Me caen muy bien esos viejos que caminan por las calles de Buenos Aires, silbando un tango. Van por ahí, con un andar muy tranquilo, generalmente con la cabeza baja, y un poco nostálgicos. Sus tiempos son otros, y uno piensa que viven quejándose, cuando en realidad viven extrañando. Se despiertan temprano, siempre, porque toda su vida lo hicieron. Silban melodías que pocos reconocen, melodías que ya desaparecieron y que los jóvenes no podrán encontrar nunca más. Ellos se llevarán sus tangos cuando ya no estén más entre nosotros, y nunca volverán: ni ellos, ni los tangos que ya nadie silbará.

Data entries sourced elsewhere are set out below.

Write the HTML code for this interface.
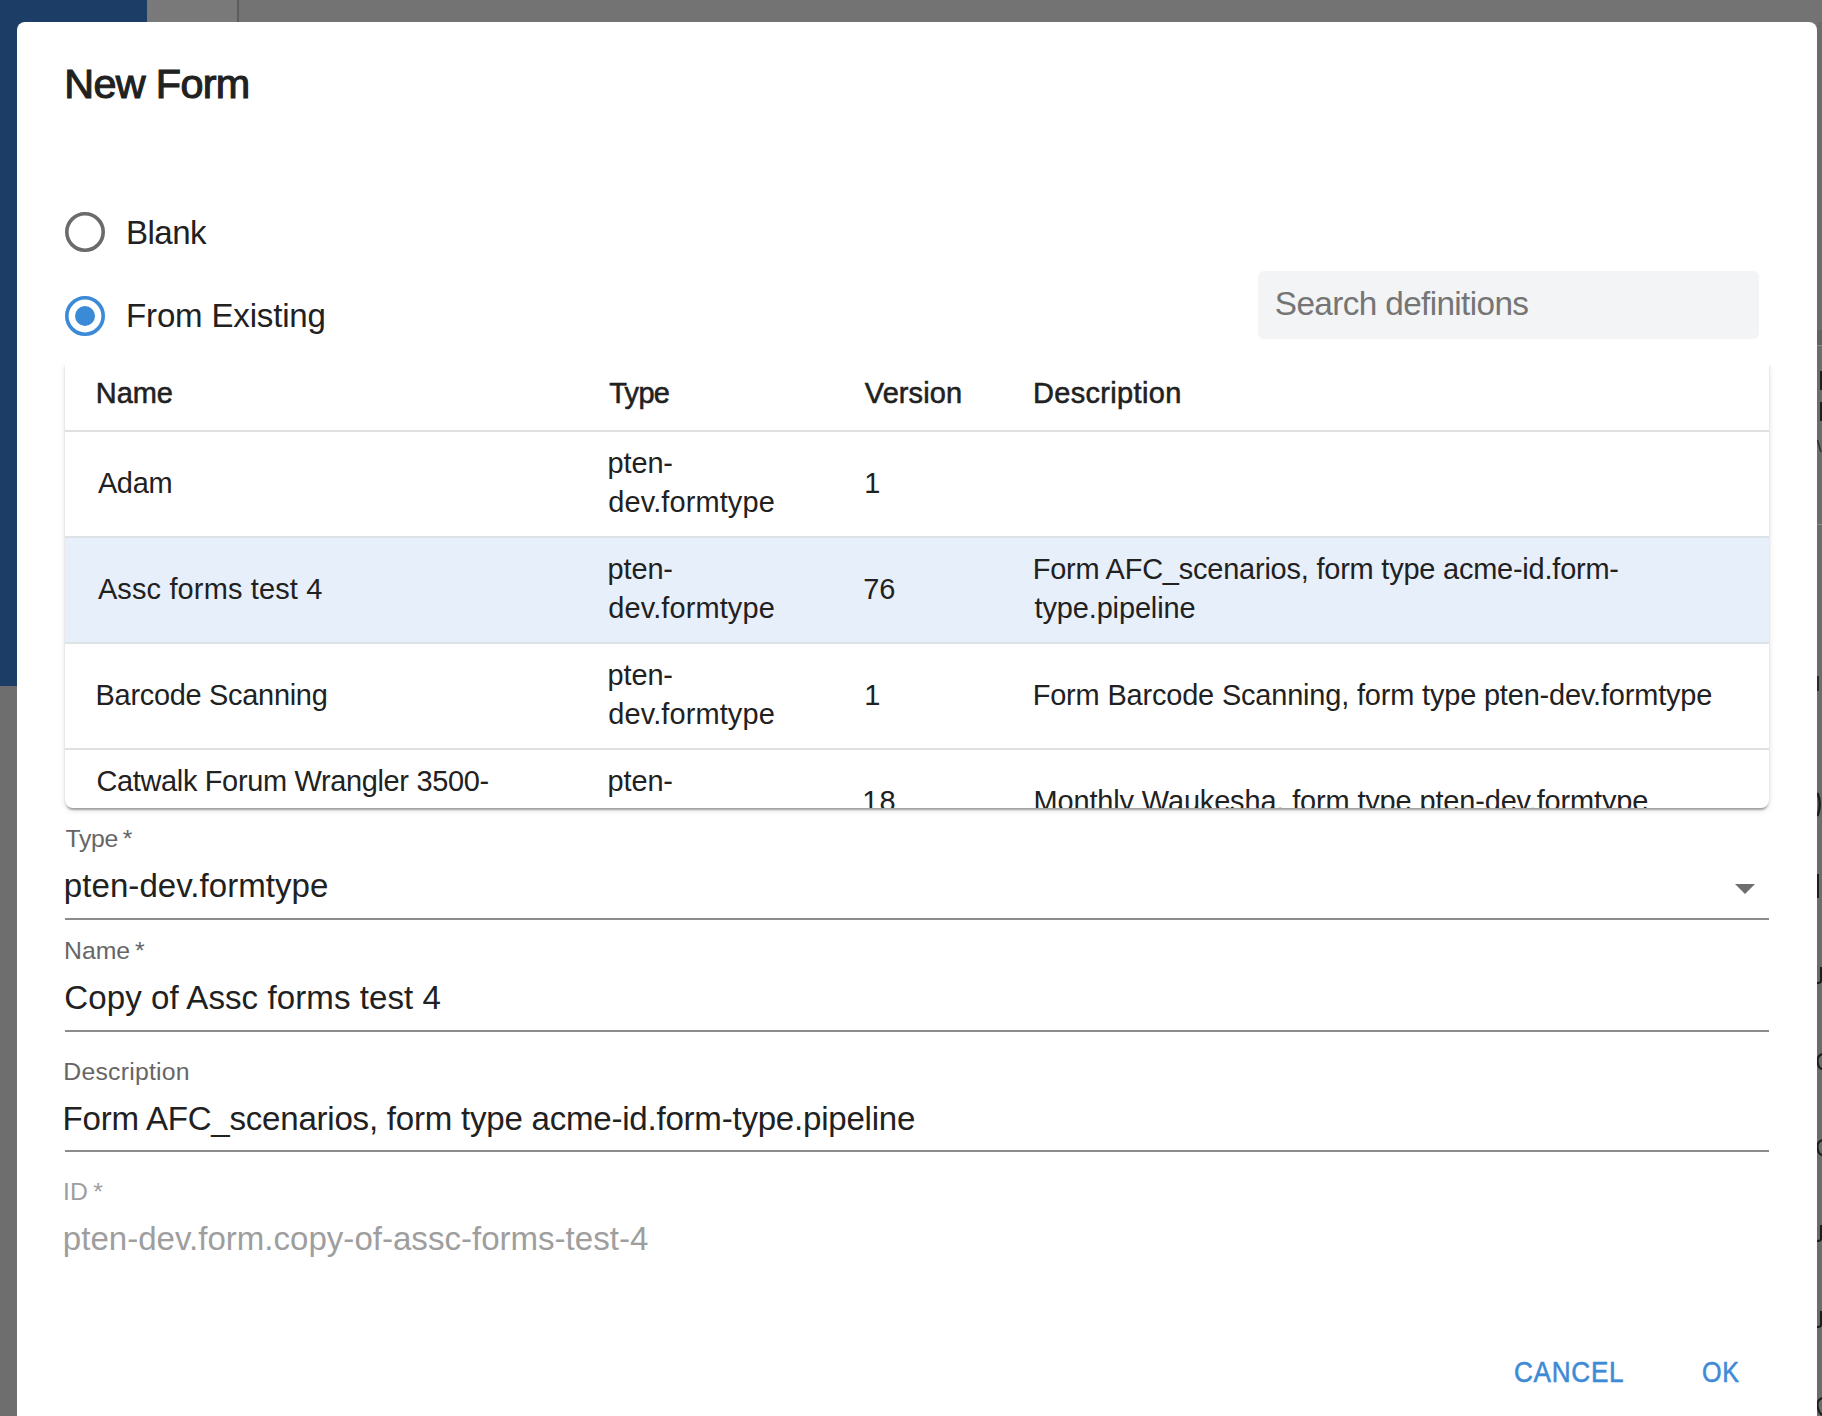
<!DOCTYPE html>
<html><head><meta charset="utf-8"><title>New Form</title>
<style>
html,body{margin:0;padding:0;width:1822px;height:1416px;overflow:hidden;font-family:"Liberation Sans", sans-serif;}
body{position:relative;background:#747474;}
.t{position:absolute;line-height:1;white-space:nowrap;}
.r{position:absolute;}
</style></head><body>
<div class="r" style="left:0px;top:0px;width:1822px;height:1416px;background:#737373"></div>
<div class="r" style="left:0px;top:686px;width:17px;height:730px;background:#6e6e6e"></div>
<div class="r" style="left:147px;top:0px;width:90px;height:22px;background:#797979"></div>
<div class="r" style="left:0px;top:0px;width:147px;height:686px;background:#1b3d66"></div>
<div class="r" style="left:237px;top:0px;width:2px;height:22px;background:#5c5c5c"></div>
<div class="r" style="left:1817px;top:22px;width:5px;height:1394px;background:#6c6c6c"></div>
<div class="r" style="left:1817px;top:330px;width:5px;height:15px;background:#626262"></div>
<div class="r" style="left:1817px;top:345px;width:5px;height:1px;background:#8a8a8a"></div>
<div class="r" style="left:1817px;top:524px;width:5px;height:1px;background:#8a8a8a"></div>
<div class="r" style="left:1820px;top:371px;width:2px;height:19px;background:#1e1e1e"></div>
<div class="r" style="left:1820px;top:402px;width:2px;height:19px;background:#1e1e1e"></div>
<svg class="r" style="left:1817px;top:440px" width="5" height="13"><path d="M0.5 0 L4 12" stroke="#333" stroke-width="1.6"/></svg>
<div class="r" style="left:1817px;top:676px;width:2px;height:15px;background:#2a2a2a"></div>
<svg class="r" style="left:1817px;top:792px" width="5" height="25"><path d="M0.5 1 Q5 12 0.5 24" fill="none" stroke="#1e1e1e" stroke-width="2.5"/></svg>
<div class="r" style="left:1817px;top:874px;width:2px;height:24px;background:#1e1e1e"></div>
<svg class="r" style="left:1817px;top:967px" width="5" height="17"><path d="M4 0 L4 14 Q4 16 0 16" fill="none" stroke="#1e1e1e" stroke-width="2.2"/></svg>
<svg class="r" style="left:1817px;top:1225px" width="5" height="17"><path d="M4 0 L4 14 Q4 16 0 16" fill="none" stroke="#1e1e1e" stroke-width="2.2"/></svg>
<svg class="r" style="left:1817px;top:1311px" width="5" height="17"><path d="M4 0 L4 14 Q4 16 0 16" fill="none" stroke="#1e1e1e" stroke-width="2.2"/></svg>
<svg class="r" style="left:1817px;top:1053px" width="5" height="17"><path d="M5 1 Q0 3 0.5 8 Q1 15 5 16" fill="none" stroke="#1e1e1e" stroke-width="2.2"/></svg>
<svg class="r" style="left:1817px;top:1139px" width="5" height="17"><path d="M5 1 Q0 3 0.5 8 Q1 15 5 16" fill="none" stroke="#1e1e1e" stroke-width="2.2"/></svg>
<svg class="r" style="left:1817px;top:1397px" width="5" height="19"><path d="M5 1 Q0 3 0.5 8 Q1 15 5 18" fill="none" stroke="#1e1e1e" stroke-width="2.2"/></svg>
<div class="r" style="left:17px;top:22px;width:1800px;height:1440px;background:#fff;border-radius:8px"></div>
<div class="t" style="left:64.34px;top:64.40px;font-size:41.34px;color:#212121;letter-spacing:-0.668px;-webkit-text-stroke:1.1px #212121;">New Form</div>
<svg class="r" style="left:65px;top:212px" width="40" height="40"><circle cx="20" cy="20" r="18.2" fill="none" stroke="#6b6b6b" stroke-width="3.6"/></svg>
<svg class="r" style="left:65px;top:296px" width="40" height="40"><circle cx="20" cy="20" r="18.2" fill="none" stroke="#3b8ad8" stroke-width="3.6"/><circle cx="20" cy="20" r="10" fill="#3b8ad8"/></svg>
<div class="t" style="left:126.05px;top:215.50px;font-size:33.07px;color:#212121;letter-spacing:-0.557px;">Blank</div>
<div class="t" style="left:126.05px;top:298.70px;font-size:33.07px;color:#212121;letter-spacing:-0.188px;">From Existing</div>
<div class="r" style="left:1258px;top:271px;width:501px;height:68px;background:#f2f4f6;border-radius:6px"></div>
<div class="t" style="left:1274.80px;top:286.96px;font-size:33.35px;color:#757575;letter-spacing:-0.633px;">Search definitions</div>
<div class="r" style="left:45px;top:364px;width:1745px;height:470px;overflow:hidden"><div class="r" style="left:20px;top:0px;width:1704px;height:444px;background:#fff;border-radius:0 0 8px 8px;box-shadow:0 4px 2px -2px rgba(0,0,0,0.2),0 2px 2px 0 rgba(0,0,0,0.14),0 2px 6px 0 rgba(0,0,0,0.12);overflow:hidden"><div class="r" style="left:0px;top:66px;width:1704px;height:2px;background:#e0e0e0"></div><div class="r" style="left:0px;top:173px;width:1704px;height:106px;background:#e7effa"></div><div class="r" style="left:0px;top:172px;width:1704px;height:2px;background:#dde2e7"></div><div class="r" style="left:0px;top:278px;width:1704px;height:2px;background:#dde2e7"></div><div class="r" style="left:0px;top:384px;width:1704px;height:2px;background:#e0e0e0"></div><div class="t" style="left:30.86px;top:14.60px;font-size:28.94px;color:#212121;letter-spacing:-0.083px;-webkit-text-stroke:0.55px #212121;">Name</div><div class="t" style="left:544.20px;top:14.60px;font-size:28.94px;color:#212121;letter-spacing:-0.672px;-webkit-text-stroke:0.55px #212121;">Type</div><div class="t" style="left:799.83px;top:14.60px;font-size:28.94px;color:#212121;letter-spacing:0.112px;-webkit-text-stroke:0.55px #212121;">Version</div><div class="t" style="left:968.06px;top:14.60px;font-size:28.94px;color:#212121;letter-spacing:0.347px;-webkit-text-stroke:0.55px #212121;">Description</div><div class="t" style="left:32.90px;top:104.60px;font-size:28.94px;color:#212121;letter-spacing:-0.329px;">Adam</div><div class="t" style="left:542.62px;top:84.50px;font-size:28.94px;color:#212121;letter-spacing:-0.148px;">pten-</div><div class="t" style="left:543.34px;top:124.00px;font-size:28.94px;color:#212121;letter-spacing:0.116px;">dev.formtype</div><div class="t" style="left:542.62px;top:190.50px;font-size:28.94px;color:#212121;letter-spacing:-0.148px;">pten-</div><div class="t" style="left:543.34px;top:230.00px;font-size:28.94px;color:#212121;letter-spacing:0.116px;">dev.formtype</div><div class="t" style="left:542.62px;top:296.50px;font-size:28.94px;color:#212121;letter-spacing:-0.148px;">pten-</div><div class="t" style="left:543.34px;top:336.00px;font-size:28.94px;color:#212121;letter-spacing:0.116px;">dev.formtype</div><div class="t" style="left:799.33px;top:104.50px;font-size:28.94px;color:#212121;letter-spacing:0.300px;">1</div><div class="t" style="left:32.90px;top:210.80px;font-size:28.94px;color:#212121;letter-spacing:0.155px;">Assc forms test 4</div><div class="t" style="left:798.35px;top:210.50px;font-size:28.94px;color:#212121;letter-spacing:-0.115px;">76</div><div class="t" style="left:967.69px;top:190.50px;font-size:28.94px;color:#212121;letter-spacing:-0.206px;">Form AFC_scenarios, form type acme-id.form-</div><div class="t" style="left:969.57px;top:230.00px;font-size:28.94px;color:#212121;letter-spacing:-0.128px;">type.pipeline</div><div class="t" style="left:30.59px;top:316.90px;font-size:28.94px;color:#212121;letter-spacing:-0.287px;">Barcode Scanning</div><div class="t" style="left:799.33px;top:316.90px;font-size:28.94px;color:#212121;letter-spacing:0.300px;">1</div><div class="t" style="left:967.69px;top:316.90px;font-size:28.94px;color:#212121;letter-spacing:-0.167px;">Form Barcode Scanning, form type pten-dev.formtype</div><div class="t" style="left:31.45px;top:402.50px;font-size:28.94px;color:#212121;letter-spacing:-0.329px;">Catwalk Forum Wrangler 3500-</div><div class="t" style="left:542.62px;top:402.50px;font-size:28.94px;color:#212121;letter-spacing:-0.148px;">pten-</div><div class="t" style="left:797.33px;top:422.50px;font-size:28.94px;color:#212121;letter-spacing:1.009px;">18</div><div class="t" style="left:968.59px;top:422.50px;font-size:28.94px;color:#212121;letter-spacing:-0.139px;">Monthly Waukesha, form type pten-dev.formtype</div></div></div>
<div class="t" style="left:65.50px;top:827.00px;font-size:24.80px;color:#666666;letter-spacing:-0.297px;">Type *</div>
<div class="t" style="left:63.85px;top:869.00px;font-size:33.07px;color:#212121;letter-spacing:0.036px;">pten-dev.formtype</div>
<div class="r" style="left:65px;top:918px;width:1704px;height:2px;background:#8c8c8c"></div>
<svg class="r" style="left:1735px;top:884px" width="20" height="10"><path d="M0 0 L20 0 L10 10 Z" fill="#6e6e6e"/></svg>
<div class="t" style="left:64.02px;top:939.00px;font-size:24.80px;color:#666666;letter-spacing:-0.040px;">Name *</div>
<div class="t" style="left:64.35px;top:981.30px;font-size:33.07px;color:#212121;letter-spacing:0.075px;">Copy of Assc forms test 4</div>
<div class="r" style="left:65px;top:1030px;width:1704px;height:2px;background:#8c8c8c"></div>
<div class="t" style="left:63.32px;top:1060.00px;font-size:24.80px;color:#666666;letter-spacing:0.228px;">Description</div>
<div class="t" style="left:62.55px;top:1102.10px;font-size:33.07px;color:#212121;letter-spacing:-0.230px;">Form AFC_scenarios, form type acme-id.form-type.pipeline</div>
<div class="r" style="left:65px;top:1150px;width:1704px;height:2px;background:#8c8c8c"></div>
<div class="t" style="left:63.07px;top:1179.50px;font-size:24.80px;color:#9e9e9e;letter-spacing:0.156px;">ID *</div>
<div class="t" style="left:62.85px;top:1222.00px;font-size:33.07px;color:#9e9e9e;letter-spacing:-0.001px;">pten-dev.form.copy-of-assc-forms-test-4</div>
<div class="t" style="left:1514.34px;top:1357.50px;font-size:28.94px;color:#3d8ad6;letter-spacing:0.800px;-webkit-text-stroke:0.55px #3d8ad6;transform:scaleX(0.9032);transform-origin:0 0;">CANCEL</div>
<div class="t" style="left:1702.01px;top:1357.50px;font-size:28.94px;color:#3d8ad6;letter-spacing:0.800px;-webkit-text-stroke:0.55px #3d8ad6;transform:scaleX(0.8684);transform-origin:0 0;">OK</div>
</body></html>
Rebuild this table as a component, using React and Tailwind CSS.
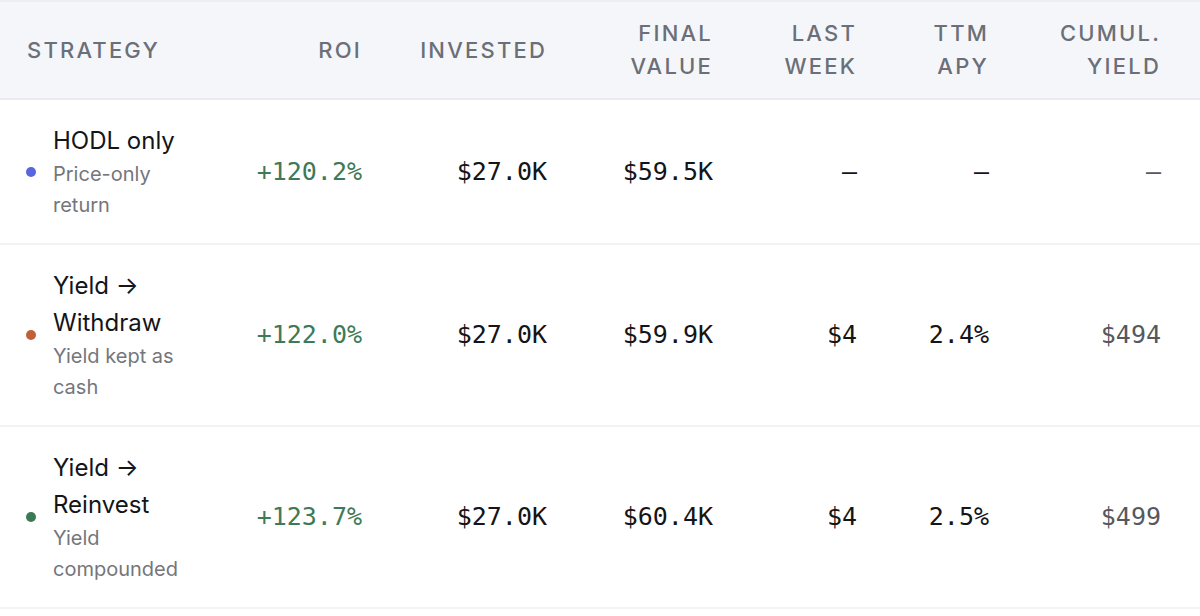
import React from 'react';

// strategy comparison table
const rows = [
    {
        title: ['HODL only'],
        sub: ['Price-only', 'return'],
        dot: 'bg-[#5865df]',
        roi: '+120.2%',
        invested: '$27.0K',
        final: '$59.5K',
        lastWeek: '—',
        ttm: '—',
        cumul: '—',
    },
    {
        title: ['Yield →', 'Withdraw'],
        sub: ['Yield kept as', 'cash'],
        dot: 'bg-[#c0603a]',
        roi: '+122.0%',
        invested: '$27.0K',
        final: '$59.9K',
        lastWeek: '$4',
        ttm: '2.4%',
        cumul: '$494',
    },
    {
        title: ['Yield →', 'Reinvest'],
        sub: ['Yield', 'compounded'],
        dot: 'bg-[#3b7a55]',
        roi: '+123.7%',
        invested: '$27.0K',
        final: '$60.4K',
        lastWeek: '$4',
        ttm: '2.5%',
        cumul: '$499',
    },
];

const cols = 'grid grid-cols-[220px_142px_185px_166px_144px_132px_172px] pr-[39px]';
const mono = "font-['DejaVu_Sans_Mono',monospace] text-[25px]";

function Head({ children }) {
    return <div className="text-right">{children}</div>;
}

export default function App() {
    return (
        <div className="w-[1200px] h-[616px] overflow-hidden bg-white font-['Inter',sans-serif]">
            {/* header */}
            <div className={`${cols} items-center h-[100px] bg-[#f5f6fa] border-t-2 border-[#eceef3] border-b-2 border-b-[#e9ebf0] text-[22px] leading-[33px] tracking-[0.1em] text-[#6b6f78] font-medium`}>
                <div className="pl-[27px]">STRATEGY</div>
                <Head>ROI</Head>
                <Head>INVESTED</Head>
                <Head>FINAL<br />VALUE</Head>
                <Head>LAST<br />WEEK</Head>
                <Head>TTM<br />APY</Head>
                <Head>CUMUL.<br />YIELD</Head>
            </div>

            {rows.map((r, i) => (
                <div key={i} className={`${cols} items-center py-[22px] border-b-2 border-[#f2f3f5]`}>
                    <div className="flex items-center pl-[26px] gap-[17px]">
                        <span className={`w-[10px] h-[10px] rounded-full shrink-0 ${r.dot}`} />
                        <div>
                            <div className="text-[24px] leading-[37px] text-[#141518]">
                                {r.title.map((t, j) => <div key={j}>{t}</div>)}
                            </div>
                            <div className="text-[20px] leading-[31px] text-[#74767c]">
                                {r.sub.map((t, j) => <div key={j}>{t}</div>)}
                            </div>
                        </div>
                    </div>
                    <div className={`${mono} text-right text-[#3f7a56]`}>{r.roi}</div>
                    <div className={`${mono} text-right text-[#141518]`}>{r.invested}</div>
                    <div className={`${mono} text-right text-[#141518]`}>{r.final}</div>
                    <div className={`${mono} text-right text-[#141518]`}>{r.lastWeek}</div>
                    <div className={`${mono} text-right text-[#141518]`}>{r.ttm}</div>
                    <div className={`${mono} text-right text-[#55585f]`}>{r.cumul}</div>
                </div>
            ))}
        </div>
    );
}
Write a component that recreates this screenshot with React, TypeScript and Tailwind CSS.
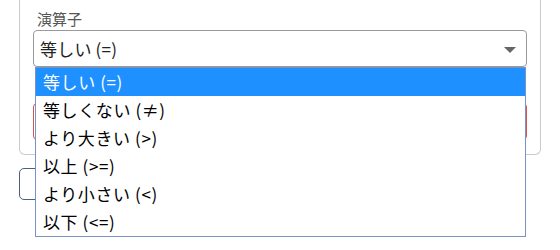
import React from "react";

const options = ["等しい (=)", "等しくない (≠)", "より大きい (>)", "以上 (>=)", "より小さい (<)", "以下 (<=)"];

export default function App() {
  return (
    <div
      className="relative w-[560px] h-[250px] overflow-hidden bg-white"
      style={{ fontFamily: '"Noto Sans CJK JP", "Noto Sans", sans-serif' }}
    >
      <div className="ml-[19px] w-[522px] border-x border-b border-[#c8ccd2] rounded-b-[6px] px-[13px] pt-[9px] pb-[14px]">
        <div className="text-[15px] leading-[20px] text-[#555] pl-[4px] mb-[1px]">演算子</div>
        <div className="relative h-[37px] border border-[#9a9a9a] rounded-[4px] flex items-center pl-[6px] text-[17px] tracking-[0.2px] text-[#222]">
          <span>等しい (=)</span>
          <svg className="absolute right-[10px] top-[16px]" width="12" height="6" viewBox="0 0 12 6">
            <polygon points="0,0 12,0 6,6" fill="#666" />
          </svg>
        </div>
        <div className="mt-[36px] h-[37px] border border-[#d9534f] rounded-[4px]" />
      </div>
      <div className="ml-[19px] mt-[13px] w-[160px] h-[32px] border border-[#4b5f7f] rounded-[5px]" />

      <div className="absolute left-[35px] top-[67px] w-[491px] border border-[#7b93c4] bg-white">
        {options.map((o, i) => (
          <div
            key={o}
            className={
              "h-[28px] flex items-center pl-[7px] text-[17px] tracking-[0.6px] " +
              (i === 0 ? "bg-[#1e90ff] text-white" : "text-black")
            }
          >
            {o}
          </div>
        ))}
      </div>
    </div>
  );
}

Jubilados de todo, no saben muy cómo ocupar sus horas, y por eso caminan, y silban, y toman su café en esa esquina que parece caerse a pedazos, junto con ellos. Toda la imagen es nostálgica, pero no triste.
Conocen las calles, por costumbre... y por costumbre las calles los conocen a ellos. Son parte del paisaje, y se los extraña cuando ya no nos cruzamos con ellos en las veredas. Surgen las clásicas preguntas ¿le habrá pasado algo? ¿falleció? ¿estará en un geriátrico? Pero nuestro imaginario no nos deprime, porque la nostalgia no deben entristecernos, sólo hacernos recordar y extrañar.
Digo que esos viejos son un tango, porque el tango tiende a desaparecer, con toda su amor y nostalgia a cuestas.